A federal appeals court and a state appeals court recently ruled on separate Oregon whistleblower cases, offering lessons for attentive employers on how to properly deal with such situations.

“Whistleblower” is one of those emotionally charged terms that send shivers down the spines of most employers; many are concerned that the mere specter of a whistleblower claim could cause tremendous exposure and horrific results. Some unscrupulous employees are aware of this and proceed to toss about whistleblower status as though it casts a magic shield that protects them from any scrutiny or discipline.

These two cases offer some practical guidance for employers, and hopefully alleviate the fear generated by whistleblowers. They also provide reminders that caution should be exercised when working with whistleblowers.

In the first case, from the federal Ninth Circuit Court of Appeals, the Portland (Ore.) Police Bureau was the defendant employer. Former recruit Lindsay Hunt filed a whistleblower lawsuit after resigning from her job. She claimed she was forced out after facing the wrath of her superiors when she reported misconduct by her supervisor.

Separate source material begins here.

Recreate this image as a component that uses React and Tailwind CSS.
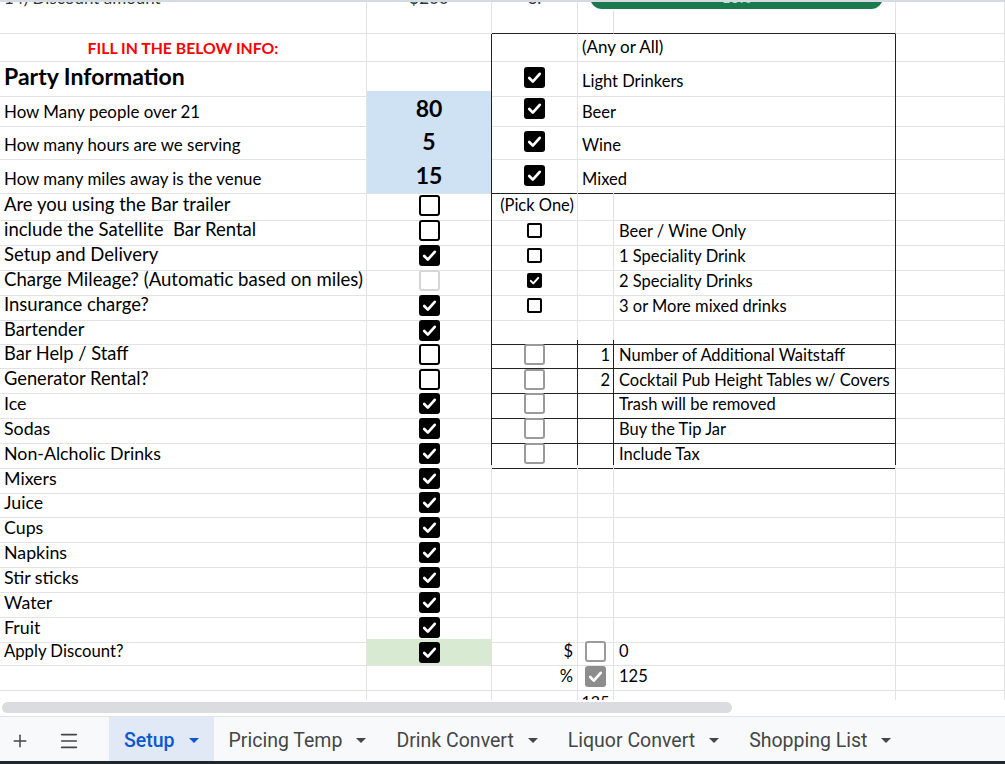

Hunt reported some relatively trivial concerns – that her supervisor took free sodas from a convenience store on his beat, for example – as well as some very serious ones, including being ordered to destroy evidence, and harassment of citizens for no real reason. Hunt claimed that other training officers told her to knock it off, that she should look the other way, and stop making waves during her probation period.

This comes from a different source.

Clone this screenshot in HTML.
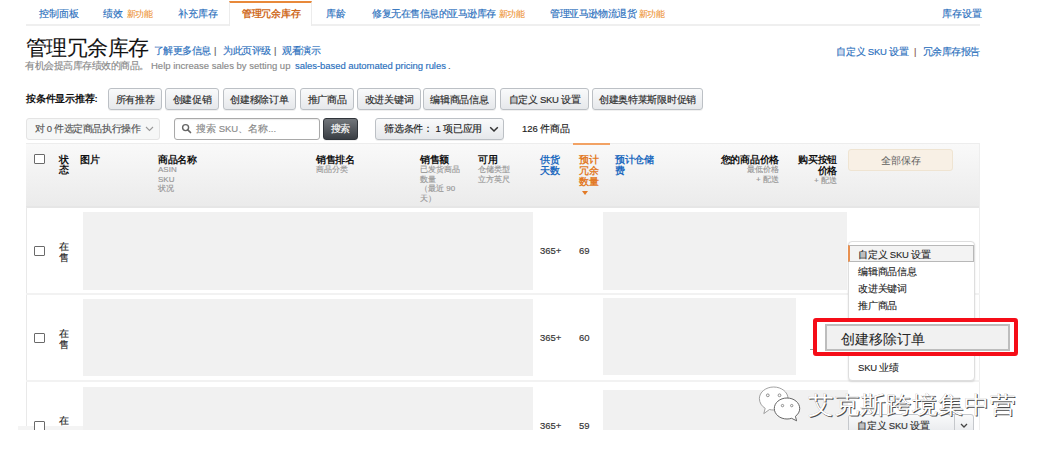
<!DOCTYPE html>
<html><head><meta charset="utf-8">
<style>
*{margin:0;padding:0;box-sizing:border-box}
html,body{width:1048px;height:452px;overflow:hidden;background:#fff}
body{position:relative;font-family:"Liberation Sans",sans-serif;color:#111;font-size:9.5px;line-height:1;-webkit-text-stroke:0.15px}
.a{position:absolute;white-space:nowrap}
.blue{color:#2a6fbd}
.new{-webkit-text-stroke:0.1px;position:absolute;color:#ee9436;font-size:8.5px;letter-spacing:-0.6px;white-space:nowrap}
.btn{position:absolute;top:88px;height:22px;border:1px solid #bcc0c5;border-radius:3px;background:linear-gradient(#f9fafb,#e6e8eb);text-align:center;line-height:21px;font-size:9.5px;color:#2a2a2a;letter-spacing:-0.3px;white-space:nowrap;box-shadow:0 1px 0 rgba(0,0,0,.06)}
.gray{position:absolute;background:#f1f1f1}
.hsub{color:#979797;font-size:8px;line-height:9.5px}
.hb{-webkit-text-stroke:0;font-weight:bold;font-size:9.5px;line-height:10.6px;color:#111;letter-spacing:-0.3px}
.mi{-webkit-text-stroke:0.1px;position:absolute;left:858px;font-size:9.5px;color:#222;white-space:nowrap;letter-spacing:-0.2px}
.cb{position:absolute;width:11px;height:10px;border:1.5px solid #6a6a6a;border-radius:1px;background:#fff}
.sep{position:absolute;color:#666}
</style></head><body>

<!-- tabs -->
<div class="a" style="left:26px;top:24px;width:954px;height:2px;background:#efefef"></div>
<div class="a" style="left:229px;top:1px;width:83px;height:25px;background:#fff;border-left:1px solid #ececec;border-right:1px solid #ececec;border-top:2px solid #e8893a"></div>
<div class="a blue" style="left:39px;top:9px">控制面板</div>
<div class="a blue" style="left:103px;top:9px">绩效</div><div class="new" style="left:127px;top:10px">新功能</div>
<div class="a blue" style="left:178px;top:9px">补充库存</div>
<div class="a" style="left:242px;top:9px;color:#cf6a22;-webkit-text-stroke:0;font-weight:bold;letter-spacing:-0.3px">管理冗余库存</div>
<div class="a blue" style="left:326px;top:9px">库龄</div>
<div class="a blue" style="left:372px;top:9px;letter-spacing:-0.5px">修复无在售信息的亚马逊库存</div><div class="new" style="left:499px;top:10px">新功能</div>
<div class="a blue" style="left:550px;top:9px;letter-spacing:-0.4px">管理亚马逊物流退货</div><div class="new" style="left:639px;top:10px">新功能</div>
<div class="a blue" style="left:942px;top:9px">库存设置</div>

<!-- title -->
<div class="a" style="left:26px;top:37.5px;font-size:20.5px;letter-spacing:-0.6px;-webkit-text-stroke:0.1px;color:#111">管理冗余库存</div>
<div class="a blue" style="left:154px;top:46px;letter-spacing:-0.6px">了解更多信息</div>
<div class="sep" style="left:214px;top:46px">|</div>
<div class="a blue" style="left:223px;top:46px;letter-spacing:-0.5px">为此页评级</div>
<div class="sep" style="left:274px;top:46px">|</div>
<div class="a blue" style="left:282px;top:46px;letter-spacing:-0.3px">观看演示</div>
<div class="a" style="left:25px;top:61px;color:#8a8a8a;letter-spacing:-0.5px">有机会提高库存绩效的商品。</div>
<div class="a" style="left:151px;top:61px;color:#8a8a8a">Help increase sales by setting up</div>
<div class="a blue" style="left:295px;top:61px;letter-spacing:-0.05px">sales-based automated pricing rules</div>
<div class="a" style="left:448px;top:61px;color:#555">.</div>
<div class="a blue" style="left:836px;top:47px;letter-spacing:-0.2px">自定义 SKU 设置</div>
<div class="sep" style="left:914px;top:47px;color:#8a5a4a">|</div>
<div class="a blue" style="left:923px;top:47px;letter-spacing:-0.55px">冗余库存报告</div>

<!-- buttons -->
<div class="a" style="left:26px;top:94px;-webkit-text-stroke:0;font-weight:bold;color:#111;letter-spacing:-0.2px">按条件显示推荐:</div>
<div class="btn" style="left:108px;width:54px">所有推荐</div>
<div class="btn" style="left:165px;width:54px">创建促销</div>
<div class="btn" style="left:223px;width:73px">创建移除订单</div>
<div class="btn" style="left:300px;width:54px">推广商品</div>
<div class="btn" style="left:357px;width:64px">改进关键词</div>
<div class="btn" style="left:423px;width:73px">编辑商品信息</div>
<div class="btn" style="left:500px;width:89px">自定义 SKU 设置</div>
<div class="btn" style="left:592px;width:111px">创建奥特莱斯限时促销</div>

<!-- search row -->
<div class="a" style="left:26px;top:118px;width:134px;height:22px;background:#f6f7f7;border:1px solid #e4e4e4;border-radius:3px"></div>
<div class="a" style="left:35px;top:124px;color:#555;font-size:9.5px;letter-spacing:-0.4px">对 0 件选定商品执行操作</div>
<svg class="a" style="left:145px;top:126px" width="9" height="6" viewBox="0 0 9 6"><path d="M1 1 L4.5 4.5 L8 1" fill="none" stroke="#999" stroke-width="1.1"/></svg>
<div class="a" style="left:174px;top:118px;width:146px;height:22px;background:#fff;border:1px solid #a9a9a9;border-radius:3px;box-shadow:inset 0 1px 1px rgba(0,0,0,.08)"></div>
<svg class="a" style="left:181px;top:123px" width="11" height="11" viewBox="0 0 11 11"><circle cx="4.6" cy="4.6" r="3" fill="none" stroke="#666" stroke-width="1.4"/><path d="M6.8 6.8 L9.5 9.5" stroke="#666" stroke-width="1.7" stroke-linecap="round"/></svg>
<div class="a" style="left:196px;top:124px;color:#8a8a8a">搜索 SKU、名称...</div>
<div class="btn" style="left:323px;top:118px;width:35px;background:linear-gradient(#72767b,#3a3e44);border-color:#30343a;color:#fff;line-height:20px">搜索</div>
<div class="btn" style="left:375px;top:118px;width:129px"></div>
<div class="a" style="left:384px;top:124px;color:#222;letter-spacing:-0.2px">筛选条件： 1 项已应用</div>
<svg class="a" style="left:489px;top:126px" width="10" height="7" viewBox="0 0 10 7"><path d="M1.2 1.2 L5 5 L8.8 1.2" fill="none" stroke="#333" stroke-width="1.5"/></svg>
<div class="a" style="left:522px;top:124px;color:#222">126 件商品</div>

<!-- header -->
<div class="a" style="left:26px;top:143px;width:954px;height:65px;background:linear-gradient(#f9f9f9,#ebebeb);border-top:1px solid #ededed;border-bottom:2px solid #e6e6e6"></div>
<div class="a" style="left:573px;top:143px;width:37px;height:2px;background:#f2a264"></div>
<div class="cb" style="left:34px;top:154px"></div>
<div class="a hb" style="left:59px;top:154.5px;line-height:10.8px">状<br>态</div>
<div class="a hb" style="left:80px;top:155px">图片</div>
<div class="a" style="left:158px;top:155px"><div class="hb" style="line-height:10px">商品名称</div><div class="hsub">ASIN<br>SKU<br>状况</div></div>
<div class="a" style="left:316px;top:155px"><div class="hb" style="line-height:10px">销售排名</div><div class="hsub">商品分类</div></div>
<div class="a" style="left:420px;top:155px"><div class="hb" style="line-height:10px">销售额</div><div class="hsub">已发货商品<br>数量<br>（最近 90<br>天）</div></div>
<div class="a" style="left:478px;top:155px"><div class="hb" style="line-height:10px">可用</div><div class="hsub">仓储类型<br>立方英尺</div></div>
<div class="a hb" style="left:540px;top:155px;color:#1f6bbf">供货<br>天数</div>
<div class="a hb" style="left:579px;top:155px;color:#e27a26;line-height:10.9px">预计<br>冗余<br>数量</div>
<div class="a" style="left:582px;top:191px;width:0;height:0;border-left:3.5px solid transparent;border-right:3.5px solid transparent;border-top:4px solid #e27a26"></div>
<div class="a hb" style="left:615px;top:155px;color:#1f6bbf">预计仓储<br>费</div>
<div class="a" style="left:700px;top:155px;width:79px;text-align:right"><div class="hb" style="line-height:10px">您的商品价格</div><div class="hsub">最低价格<br>+ 配送</div></div>
<div class="a" style="left:790px;top:155px;width:47px;text-align:right;white-space:normal"><div class="hb">购买按钮<br>价格</div><div class="hsub">+ 配送</div></div>
<div class="a" style="left:848px;top:149px;width:105px;height:22px;background:#f8f0e5;border:1px solid #efe4d2;border-radius:3px;text-align:center;line-height:21px;color:#606060;-webkit-text-stroke:0">全部保存</div>

<!-- table borders -->
<div class="a" style="left:26px;top:207px;width:1px;height:219px;background:#e9e9e9"></div>
<div class="a" style="left:979px;top:143px;width:1px;height:287px;background:#eeeeee"></div>
<div class="a" style="left:26px;top:293px;width:954px;height:2px;background:#f2f2f2"></div>
<div class="a" style="left:26px;top:380px;width:954px;height:2px;background:#f2f2f2"></div>

<!-- rows -->
<div class="gray" style="left:83px;top:212px;width:450px;height:78px"></div>
<div class="gray" style="left:603px;top:212px;width:244px;height:78px"></div>
<div class="gray" style="left:83px;top:299px;width:450px;height:77px"></div>
<div class="gray" style="left:603px;top:298px;width:193px;height:77px"></div>
<div class="gray" style="left:83px;top:387px;width:450px;height:43px"></div>
<div class="gray" style="left:603px;top:390px;width:245px;height:40px"></div>
<div class="a" style="left:18px;top:426px;width:65px;height:4px;background:#f4f4f4"></div>

<div class="cb" style="left:34px;top:246px"></div>
<div class="a" style="left:59px;top:241px;line-height:11px;color:#222">在<br>售</div>
<div class="a" style="left:540px;top:246px;color:#333">365+</div>
<div class="a" style="left:579px;top:246px;color:#333">69</div>

<div class="cb" style="left:34px;top:333px"></div>
<div class="a" style="left:59px;top:328px;line-height:11px;color:#222">在<br>售</div>
<div class="a" style="left:540px;top:333px;color:#333">365+</div>
<div class="a" style="left:579px;top:333px;color:#333">60</div>

<div class="a" style="left:0;top:400px;width:1048px;height:30px;overflow:hidden">
  <div class="cb" style="left:34px;top:21px"></div>
  <div class="a" style="left:59px;top:16px;color:#222">在</div>
  <div class="a" style="left:540px;top:21px;color:#333">365+</div>
  <div class="a" style="left:579px;top:21px;color:#333">59</div>
  <div class="a" style="left:848px;top:14px;width:126px;height:22px;background:linear-gradient(#f9fafb,#e6e8eb);border:1px solid #c5c8cc;border-radius:3px"></div>
  <div class="a" style="left:857px;top:21px;color:#333;letter-spacing:-0.2px">自定义 SKU 设置</div>
  <div class="a" style="left:954px;top:15px;width:1px;height:20px;background:#c5c8cc"></div>
  <svg class="a" style="left:960px;top:23px" width="8" height="6" viewBox="0 0 8 6"><path d="M1 1 L4 4 L7 1" fill="none" stroke="#444" stroke-width="1.3"/></svg>
</div>

<!-- dropdown menu -->
<div class="a" style="left:848px;top:241px;width:127px;height:140px;background:#fff;border:1px solid #dedede;border-radius:4px;box-shadow:0 1px 2px rgba(0,0,0,.12)"></div>
<div class="a" style="left:848px;top:245px;width:126px;height:17px;background:#f3f3f3;border:1px solid #b8b8b8;border-left:2px solid #e89050"></div>
<div class="mi" style="top:250px">自定义 SKU 设置</div>
<div class="mi" style="top:267px">编辑商品信息</div>
<div class="mi" style="top:284px">改进关键词</div>
<div class="mi" style="top:301px">推广商品</div>
<div class="mi" style="top:363px">SKU 业绩</div>

<div class="a" style="left:810px;top:349px;width:3px;height:1px;background:#9a9a9a"></div>
<!-- red highlight -->
<div class="a" style="left:813px;top:318px;width:205px;height:38px;border:4px solid #f50d18;border-radius:3px;background:#fff"></div>
<div class="a" style="left:825px;top:324px;width:185px;height:27px;background:#f1f1f1;border:2px solid #bdbdbd"></div>
<div class="a" style="left:841px;top:332px;font-size:14px;color:#262626;-webkit-text-stroke:0.05px">创建移除订单</div>

<!-- watermark -->
<svg class="a" style="left:756px;top:384px" width="48" height="40" viewBox="0 0 48 40">
  <path d="M17.7 3 C25.6 3 32 8.2 32 14.5 C32 20.8 25.6 26 17.7 26 C16.2 26 14.8 25.8 13.5 25.5 L7.8 29.6 L9.2 24.3 C5.6 22.2 3.4 18.6 3.4 14.5 C3.4 8.2 9.8 3 17.7 3 Z" fill="#fff" stroke="#8a8a8a" stroke-width="0.8"/>
  <path d="M31 14 C38 14 43.7 18.7 43.7 24.5 C43.7 27.6 42.1 30.4 39.4 32.3 L40.6 36.8 L35.6 34.3 C34.1 34.8 32.6 35 31 35 C24 35 18.3 30.3 18.3 24.5 C18.3 18.7 24 14 31 14 Z" fill="#fff" stroke="#555" stroke-width="0.9"/>
  <g fill="#fff" stroke="#666" stroke-width="0.7">
    <circle cx="11.8" cy="11.3" r="1.4"/><circle cx="23.5" cy="11.3" r="1.4"/>
    <circle cx="26.5" cy="21.6" r="1.2"/><circle cx="35.7" cy="21.6" r="1.2"/>
  </g>
</svg>
<div class="a" style="left:808px;top:393px;font-size:25.5px;transform:scaleY(0.94);transform-origin:0 0;font-weight:300;-webkit-text-stroke:0;color:#fff;text-shadow:1px 1px 0 #4a4a4a,0 0 0.6px #888">艾克斯跨境集中营</div>

</body></html>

However, the employer’s written documentation disputed this version of events, demonstrating that the employer reacted swiftly to Hunt’s concerns by assuring her that she acted properly by reporting her concerns, promising her that her reports would be investigated, and ultimately addressing them by disciplining her supervisor.

A jury trial ruled in the employer’s favor after a trial last year, and last week the three-judge appeals panel agreed with the ruling, in large part because of the strong documentation and swift action taken by the police bureau following Hunt’s reports.

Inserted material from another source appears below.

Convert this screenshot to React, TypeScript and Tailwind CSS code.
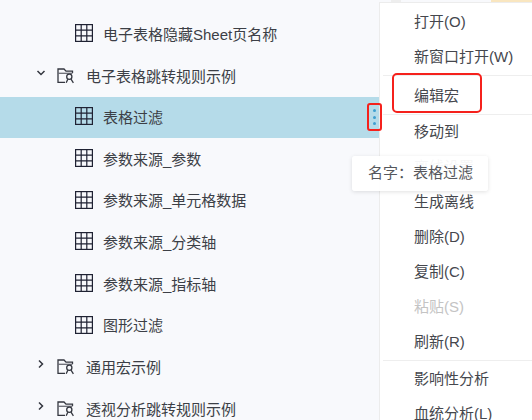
const font = { fontFamily: '"Liberation Sans", "Noto Sans CJK SC", sans-serif' };

function TableIcon() {
  return (
    <svg width="18" height="18" viewBox="0 0 18 18" className="shrink-0 -translate-y-px" fill="none" stroke="#1f2233" strokeWidth="1.2">
      <rect x="0.6" y="0.6" width="16.8" height="16.8" />
      <path d="M6.2 0.6V17.4M11.8 0.6V17.4M0.6 6.2H17.4M0.6 11.8H17.4" />
    </svg>
  );
}

function FolderIcon() {
  return (
    <svg width="19" height="16" viewBox="0 0 19 16" className="block" fill="none" stroke="#33363f" strokeWidth="1.3">
      <path d="M8 14.4H1V1H7L9 3.2H15.5V5" />
      <path d="M1 5.3H15.5" stroke="#6a6c74" />
      <circle cx="12.3" cy="8.8" r="2.6" />
      <path d="M9.2 14.8L10.8 11.2M14 11.2L16.4 14.8" />
    </svg>
  );
}

function Chevron({ open }: { open: boolean }) {
  return (
    <svg width="10" height="10" viewBox="0 0 10 10" className="shrink-0 -translate-y-[3px]" fill="none" stroke="#33363f" strokeWidth="1.5">
      <path d={open ? "M1.5 3L5 6.5L8.5 3" : "M3 1.5L6.5 5L3 8.5"} />
    </svg>
  );
}

function Sheet({ label, selected }: { label: string; selected?: boolean }) {
  return (
    <div className={`h-[41.67px] shrink-0 flex items-center pl-[75px] ${selected ? "bg-[#b5dbe9]" : ""}`}>
      <TableIcon />
      <span className="ml-[10px] pt-[2px] text-[15px] text-[#3c3f46] whitespace-nowrap">{label}</span>
    </div>
  );
}

function Folder({ label, open }: { label: string; open?: boolean }) {
  return (
    <div className="h-[41.67px] shrink-0 flex items-center pl-[36px]">
      <Chevron open={!!open} />
      <span className="ml-[11px] shrink-0"><FolderIcon /></span>
      <span className="ml-[10px] pt-[2px] text-[15px] text-[#3c3f46] whitespace-nowrap">{label}</span>
    </div>
  );
}

function Item({ label, disabled }: { label: string; disabled?: boolean }) {
  return (
    <div className={`h-[35px] shrink-0 flex items-center pl-[34px] text-[15px] whitespace-nowrap ${disabled ? "text-[#c4c4c4]" : "text-[#45474d]"}`}>
      {label}
    </div>
  );
}

export default function App() {
  return (
    <div className="relative w-[532px] h-[420px] overflow-hidden bg-[#f8f9fc]" style={font}>
      <div className="flex flex-col -mt-[28.4px]">
        <Sheet label="电子表格隐藏参数名称" />
        <Sheet label="电子表格隐藏Sheet页名称" />
        <Folder label="电子表格跳转规则示例" open />
        <Sheet label="表格过滤" selected />
        <Sheet label="参数来源_参数" />
        <Sheet label="参数来源_单元格数据" />
        <Sheet label="参数来源_分类轴" />
        <Sheet label="参数来源_指标轴" />
        <Sheet label="图形过滤" />
        <Folder label="通用宏示例" />
        <Folder label="透视分析跳转规则示例" />
      </div>

      {/* context menu */}
      <div className="absolute left-[379px] top-[2px] w-[160px] h-[430px] bg-white border-l border-t border-[#ececec] flex flex-col pt-[2px]">
        <Item label="打开(O)" />
        <Item label="新窗口打开(W)" />
        <div className="h-[4px] shrink-0 ml-[3px] border-t border-[#eeeeee]" />
        <Item label="编辑宏" />
        <div className="h-px shrink-0 ml-[3px] bg-[#eeeeee]" />
        <Item label="移动到" />
        <Item label="离线设置" />
        <Item label="生成离线" />
        <Item label="删除(D)" />
        <Item label="复制(C)" />
        <Item label="粘贴(S)" disabled />
        <Item label="刷新(R)" />
        <div className="h-[2px] shrink-0 ml-[3px] border-t border-[#eeeeee]" />
        <Item label="影响性分析" />
        <Item label="血统分析(L)" />
      </div>

      {/* three-dot button with annotation */}
      <div className="absolute left-[367px] top-[103px] w-[15px] h-[28px] border-2 border-[#f5211c] rounded-[3px] flex flex-col items-center justify-center gap-[3.5px]">
        <span className="w-[3px] h-[3px] rounded-full bg-[#3f9fd0]" />
        <span className="w-[3px] h-[3px] rounded-full bg-[#3f9fd0]" />
        <span className="w-[3px] h-[3px] rounded-full bg-[#3f9fd0]" />
      </div>

      {/* red annotation */}
      <div className="absolute left-[392px] top-[73px] w-[90px] h-[40px] border-2 border-[#f5211c] rounded-[5px]" />

      {/* tooltip */}
      <div className="absolute left-[352px] top-[156px] w-[136px] h-[35px] bg-white/95 rounded-[3px] shadow-[0_1px_4px_rgba(0,0,0,0.12)] flex items-center pl-[16px] text-[15px] text-[#55575c] whitespace-nowrap">
        名字：表格过滤
        <span className="absolute left-[15px] -top-[5px] w-[10px] h-[10px] bg-white rotate-45 -z-10" />
      </div>

      <div className="absolute left-[491px] top-0 w-[41px] h-[2px] bg-[#f9e6c0]" />
      <div className="absolute left-[391px] top-0 w-[10px] h-[2px] bg-[#eeeeee]" />
    </div>
  );
}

The second case, from the Oregon Court of Appeals, also involved law enforcement – this time a deputy sheriff sergeant from Lake County. Stephen Lucas was a manager for the county jail in Lakeview, Ore., and was responsible for much of the conduct that occurred in the facility.

He investigated a troubling incident in which a deputy under his supervision may have required a female inmate to engage in sexual relations in exchange for contraband tobacco. After determining to his own satisfaction that the incident occurred, he reported this misconduct in the presence of his superior to the employer’s insurance representative.

Shortly after that report, Lucas was terminated, and he was not informed why at the time. After Lucas filed a whistleblower lawsuit, the employer defended the termination by alleging that he had cheated on an internal examination and encouraged another employee to do so as well.

Although the trial court initially dismissed the lawsuit, last week the Court of Appeals reversed the decision and reinstated the suit. The appeals court said that Lucas had articulated a whistleblower claim that should be heard by a jury, especially because, if true, the conduct he reported was in contravention of an important state public policy.

Both cases offer lessons to employers of what to do – and what not to do – when an employee decides to blow the whistle on some perceived problem.

First and foremost, it’s important for employers not to stick their heads in the sand when an employee lodges a complaint about misconduct at work, no matter how seemingly trivial or benign. Nothing will sink a defense faster than ignoring a problem, and nothing will give more credence to a whistleblower’s claim than taking the “conflict avoidance” technique.

Second, when a complaint comes in the door, handle it the way the Portland Police Bureau did in the Hunt case – acting swiftly to address the problem, assuring the whistleblower that the report is appreciated and launching whatever investigation is necessary to get to the heart of the problem.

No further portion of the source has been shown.